How To Pronounce Each Version Clearly
Good pronunciation matters here because these names are short. A fuzzy vowel or rushed rhythm can make the term harder to catch than it should be.
Tres en raya
Say it in three beats: tres / en / ra-ya. The rr sound is not present, so don’t force a trill.
Gato
This one is simple: GA-to. Put the stress on the first syllable. Keep the vowels clean and short.
Ta-te-ti
This version has a quick, playful rhythm: ta-te-ti. Each syllable is crisp.
Phrases To Use While You Play
Knowing the game name is only half the job. Once the board is in front of you, a few small phrases do most of the work. This is where many learners freeze, even when they know the noun already.
Try these short lines until they feel automatic.

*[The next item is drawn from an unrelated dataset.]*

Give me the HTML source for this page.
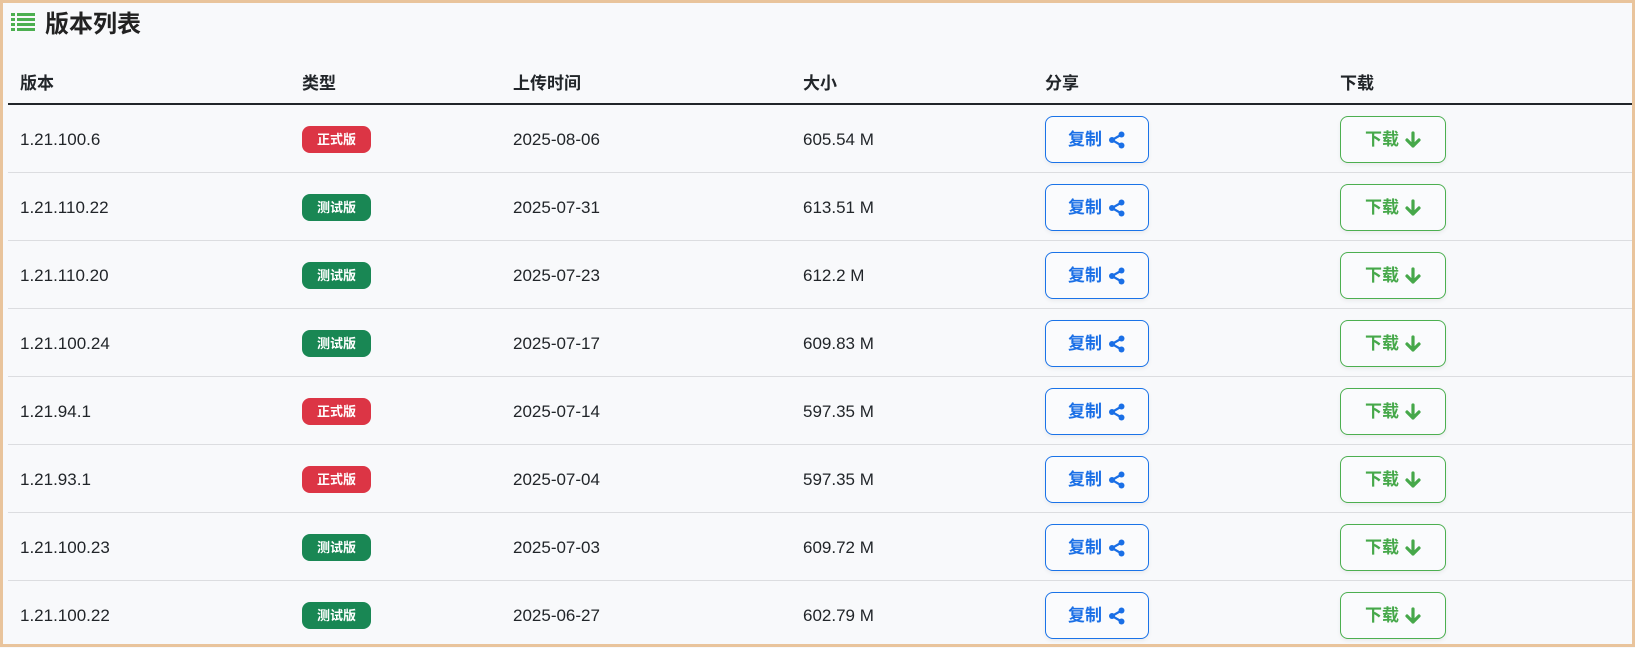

They’re plain, natural, and easy to use in class or at home.
Starting The Game
- ¿Jugamos? — Want to play?
- Vamos a jugar. — Let’s play.
- Te toca. — Your turn.
- Empiezo yo. — I’ll start.
Talking During The Match
- Pon una X. — Put an X down.
- Yo voy con O. — I’m O.
- Me toca. — It’s my turn.
- Te bloqueo aquí. — I block you here.
Ending The Match
- Gané. — I won.
- Empate. — Tie.
- Otra vez. — Again.
- Buena jugada. — Nice move.
| Spanish Phrase | Natural English Sense | Best Moment To Use It |
|---|---|---|
| ¿Jugamos? | Want to play? | Before the board is set |
| Te toca. | Your turn | When the other player should move |
| Yo voy con X. | I’m X | When choosing symbols |
| Empiezo yo. | I’ll start | At the first move |
| Empate. | It’s a tie | When no one gets three in a row |
You don’t need a huge phrase list. These few lines are enough to turn vocabulary into live speech. Once they feel familiar, you’ll stop translating in your head and start reacting faster.
Common Mistakes Learners Make
Using Only One Name Everywhere
This is the most common slip. A learner picks one term and treats it as universal. That works until it doesn’t. The fix is easy: hold tres en raya as your base term and stay open to local names.
Thinking gato Means A Different Game
Many learners hear gato, think of the animal, and assume the speaker changed topics. In game talk, it can simply mean tic-tac-toe.
Forgetting The Phrase For “Your Turn”
People often learn nouns first and skip the little phrases that make speech move. Te toca is one to drill early. You’ll use it all the time in simple games.
Overthinking Regional Use
You don’t need a map in your pocket. Learn the standard term, learn the two big regional alternatives, and listen. That’s enough for clean, natural communication.
A Simple Way To Remember It
Use a three-part memory trick. First, attach tres en raya to the visual of three marks lined up. Next, tag gato to Mexico. Then, tag ta-te-ti to the Southern Cone. That small pattern is easier to store than a long grammar note.
After that, say each term aloud while tracing a three-by-three grid on paper. Add one phrase like Te toca and one ending like Empate. In under a minute, you’ve practiced the noun, the setting, and the live game language together.
Best Choice For Most Learners
If you want one answer to carry into class today, use tres en raya. It’s clear, standard, and easy to explain. Then keep gato and ta-te-ti in the back of your mind so you can catch them when they come up.
That gives you a neat balance: one term to say with confidence, plus enough regional knowledge to follow real speech without getting lost.